La neolengua progresista se nutre, en suma, del individualismo radical propio de nuestra sociedad (“There is no socitey”, como resumía con genio Margareth Thacher) para intentar orientarlo a la lucha entre las élites culturales y las económicas – aceptando cabalmente el marco del capitalismo consumista.

Las neolenguas progresistas – como todas sus antecesoras – nacen de especulaciones propias de la cultura universitaria cuya posesión constituye específicamente  el “capital simbólico”. Una cultura necesaria tanto para entender la propuesta de reforma lingüística como para poderla, eventualmente, usar con soltura. Los “obreros”, con escasa formación reglada quedan en consecuencia excluidos, a la vez sin palabras y sin horizonte de transformación.  Aclaremos aquí que la formación es sólo una parte de la cultura: no tener educación superior no quiere decir no tener cultura, sino sólo no tener esa parte de la cultura apta a constituir un capital simbólico.

Es importante tenerlo en cuenta, porque los “obreros” actuales también son individuos consumistas.
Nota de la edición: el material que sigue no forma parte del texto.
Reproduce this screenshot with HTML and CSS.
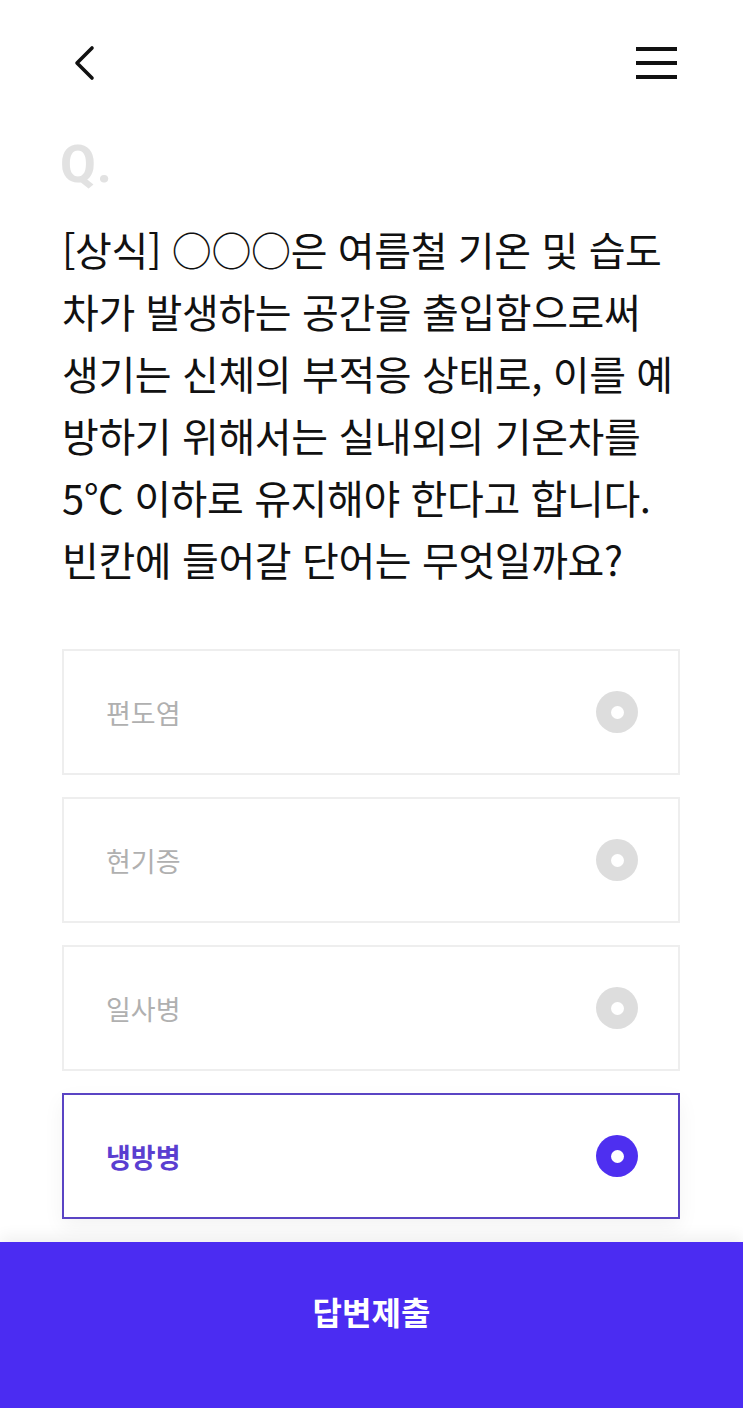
FILE: index.html
```html
<!DOCTYPE html>
<html lang="ko">
<head>
<meta charset="utf-8">
<link rel="stylesheet" href="styles.css">
</head>
<body>
<div class="page">
  <header class="header">
    <svg class="back" width="30" height="40" viewBox="0 0 30 40">
      <polyline points="22,5 7,20 22,35" fill="none" stroke="#111" stroke-width="3.6" stroke-linecap="round" stroke-linejoin="round"/>
    </svg>
    <div class="menu"><span></span><span></span><span></span></div>
  </header>
  <div class="q">Q.</div>
  <p class="question">[상식] ○○○은 여름철 기온 및 습도<br>차가 발생하는 공간을 출입함으로써<br>생기는 신체의 부적응 상태로, 이를 예<br>방하기 위해서는 실내외의 기온차를<br>5℃ 이하로 유지해야 한다고 합니다.<br>빈칸에 들어갈 단어는 무엇일까요?</p>
  <div class="options">
    <div class="option"><span class="label">편도염</span><span class="radio"></span></div>
    <div class="option"><span class="label">현기증</span><span class="radio"></span></div>
    <div class="option"><span class="label">일사병</span><span class="radio"></span></div>
    <div class="option selected"><span class="label">냉방병</span><span class="radio"></span></div>
  </div>
  <div class="submit">답변제출</div>
</div>
</body>
</html>
```
FILE: styles.css
```css
* { box-sizing: border-box; }
html, body { margin: 0; padding: 0; background: #fff; }
body { font-family: "Noto Sans CJK KR", "Noto Sans", sans-serif; color: #111; }
.page { width: 743px; height: 1408px; overflow: hidden; display: flex; flex-direction: column; }
.header { height: 126px; display: flex; align-items: center; justify-content: space-between; padding: 0 66px 0 70px; }
.back { display: block; }
.menu { width: 41px; display: flex; flex-direction: column; gap: 10px; }
.menu span { display: block; height: 4px; background: #111; }
.q { margin: 12px 0 0 60px; height: 54px; font-family: "Roboto", "Noto Sans", sans-serif; font-weight: 700; font-size: 52px; line-height: 54px; color: #e2e2e2; letter-spacing: 1px; }
.question { margin: 26px 0 0 62px; font-size: 40px; line-height: 62px; font-weight: 400; letter-spacing: -0.4px; color: #111; white-space: nowrap; }
.options { margin: 59px 63px 0 62px; display: flex; flex-direction: column; gap: 22px; }
.option { height: 126px; border: 2px solid #eeeeee; display: flex; align-items: center; justify-content: space-between; padding: 0 40px 0 42px; background: #fff; }
.label { font-size: 27px; color: #b0b0b0; letter-spacing: 0; }
.radio { width: 42px; height: 42px; border-radius: 50%; background: #dddddd; display: flex; align-items: center; justify-content: center; }
.radio::after { content: ""; width: 13px; height: 13px; border-radius: 50%; background: #fff; }
.option.selected { border-color: #5a44c4; box-shadow: 0 8px 20px rgba(0,0,0,0.05); }
.option.selected .label { color: #5a3ed0; font-weight: 700; }
.option.selected .radio { background: #4e2ff0; }
.submit { margin-top: 23px; flex: 1; background: #4b2cf2; color: #fff; font-size: 32px; font-weight: 700; display: flex; justify-content: center; padding-top: 47px; box-shadow: 0 -6px 14px rgba(0,0,0,0.06); line-height: 44px; }
```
Al igual que a todos los demás,  a ellos también les ha llegado la característica invitación  a gozar del consumo  y la promesa de su infinita multiplicación. Pero ¿qué sucede cuando la promesa de la felicidad consumista llega acompañada de una evidente imposibilidad material de realizarla? ¿Qué se siente ante el festival de bienes de un centro comercial cuando no sólo no se tiene ningún margen económico para gastos superfluos, sino que se sabe o se intuye que tampoco se tendrá en el futuro? ¡Frustración y resentimiento!
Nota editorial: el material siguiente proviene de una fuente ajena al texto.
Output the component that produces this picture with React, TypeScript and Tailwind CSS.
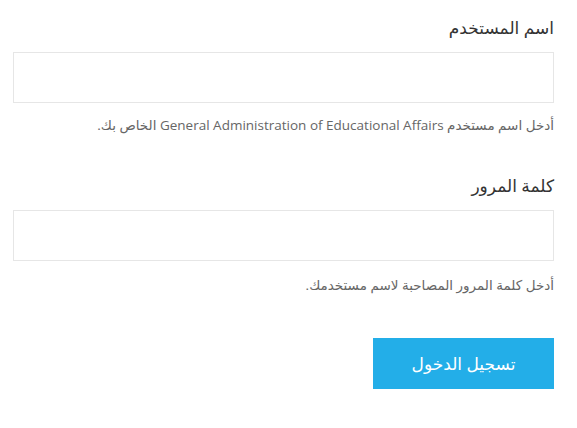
import React from 'react';

export default function App() {
  return (
    <div
      dir="rtl"
      className="w-[577px] h-[428px] bg-white pr-[23px] pl-[13px] pt-[15px]"
      style={{ fontFamily: '"Open Sans", "DejaVu Sans", sans-serif' }}
    >
      <form className="flex flex-col">
        <label className="text-[17px] leading-[26px] text-[#333]">اسم المستخدم</label>
        <input type="text" className="mt-[11px] h-[51px] w-full border border-[#e6e6e6] bg-white outline-none" />
        <p className="mt-[12px] text-[13.5px] leading-[20px] text-[#666]">
          أدخل اسم مستخدم General Administration of Educational Affairs الخاص بك.
        </p>

        <label className="mt-[38px] text-[17px] leading-[26px] text-[#333]">كلمة المرور</label>
        <input type="password" className="mt-[11px] h-[51px] w-full border border-[#e6e6e6] bg-white outline-none" />
        <p className="mt-[14px] text-[13.5px] leading-[20px] text-[#666]">
          أدخل كلمة المرور المصاحبة لاسم مستخدمك.
        </p>

        <div className="mt-[43px] flex">
          <button type="button" className="h-[51px] w-[181px] bg-[#23aee8] text-[17px] text-white">
            تسجيل الدخول
          </button>
        </div>
      </form>
    </div>
  );
}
En otros momentos históricos “la voz de los que no tienen voz” ha hallado espacios expresivos propios que han permitido fructíferas alianzas socio-políticas. A lo largo de todo el siglo XIX, por ejemplo, la reflexión sobre la cultura popular ha denotado a la vez el empuje de las nuevas clases populares y el interés de las élites progresistas por buscar alianzas. El famoso cuadro de Eugène Delacroix “La libertad guiando al pueblo” es una ejemplo icástico de cuanto decimos.

Con el advenimiento de la cultura de masas, sin embargo, la cultura popular autónoma desaparece y las elites y el pueblo comparten básicamente la misma cultura. La diferencia empieza a establecerse de manera muy acentuada únicamente por la formación superior. De ahí, que la izquierda actual tenga tantas dificultades para conjugar la defensa de sus intereses como élite cultural, con  los intereses de los “obreros”. Los discursos emancipatorios individualistas son las armas de las elites culturales para intentar defender su poder y no pueden ser extendidos a quien no tiene ese capital simbólico. Se necesitaría una adaptación socio-cultural que los desdibujaría por completo. Es por ello que más allá de la valla del lenguaje inclusivo se extiende el desierto de un resentimiento sin nombre.

En la lucha por la hegemonía las elites culturales están claramente en desventaja. El meollo del poder económico no se discute ya que las propias elites culturales dan por sentado que el marco de todo poder actual es el capitalismo consumista. Las elites económicas pueden dormir tranquilas: nadie pretende ya transformar radicalmente el régimen de la propiedad privada o de los medios de producción. La lucha entre las elites tiene lugar por completo alrededor del capital simbólico. De esta manera, las elites culturales no pueden estar más que a la defensiva, porque la posibilidad de un cuestionamiento radical del poder de las elites económicas  está excluida de entrada.

Todos los grandes textos de Antonio Gramsci fueron escritos en la cárcel y constituyen una  meditación sobre la derrota de la izquierda europea en los años 30, cuando el fascismo se fue adueñando del poder en casi toda Europa. Su clásica apelación a la creación de una literatura nacional-popular era un llamado a la izquierda, en los términos de su tiempo, para realizar una profunda reflexión respecto de los errores políticos y culturales que había cometido y que habían arrojado a tantas personas en los brazos del fascismo. Me gustaría pensar que no hace falta acabar tras los barrotes, vigilados por los que pensábamos estar defendiendo,  para empezar una fértil autocrítica.